A referendum on a constitutional amendment was held in Taiwan on 26 November 2022. Voters voted on adding Article 1–1 to the Additional Articles of the Constitution of the Republic of China. Had it passed, the voting age would have been lowered from 20 to 18 years. The amendment would also have lowered the minimum age of candidacy from 23 to 18 years once the relevant electoral laws had been amended accordingly.

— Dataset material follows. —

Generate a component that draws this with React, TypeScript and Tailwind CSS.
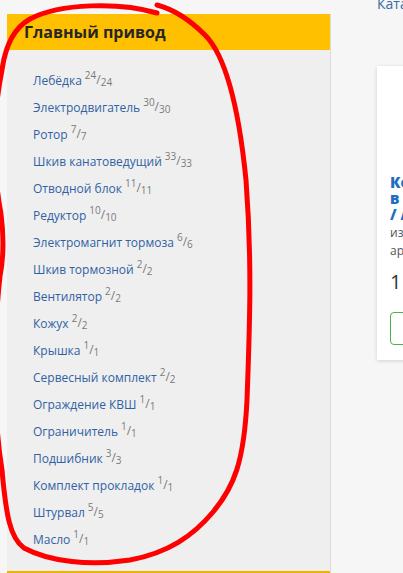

It was the first constitutional referendum since the suspension of the National Assembly in 2005. The amendment was defeated after the number of votes in favour of the motion fell short of the threshold of half the eligible voters.

==Background==
The Constitution of the Republic of China was passed on 25 December 1947 by the Nationalist government who controlled Mainland China when the country was in turmoil at the time. As relations between the ruling Kuomintang (KMT) and the Chinese Communist Party (CCP) became tense, the National Assembly invoked article 174 of the constitution and adopted the Temporary Provisions, but the KMT had been driven off the mainland in 1949 by the CCP. The KMT then relocated the central government to Taiwan, formerly a Qing province that the ROC obtained from the Japanese Empire in 1945. However, the democratization period saw the elimination of the Temporary Provisions under Lee Teng-hui in 1991 and introduced the Additional Articles of the Constitution of the Republic of China that saw the National Assembly's powers reduced and transferred to the Legislative Yuan before finally suspending itself on 7 June 2005.

This is the first time ratification of a constitutional amendment will be attempted via referendum without the consent of the National Assembly.

There were several previous efforts and discussions to lower the voting age and related minimum ages from 20 to 18. Proposals of such were defeated by the National Assembly in 1990s. In 2005, Youth Rights Alliance Taiwan became the first civic group to advocate lowering the voting age. Movement grew stronger in 2015 as the Constitutional Amendment Committee of the Legislative Yuan debated on the issue, but failed to advance as KMT's demand to include absentee voting in constitutional amendment did not gather support from the Democratic Progressive Party (DPP).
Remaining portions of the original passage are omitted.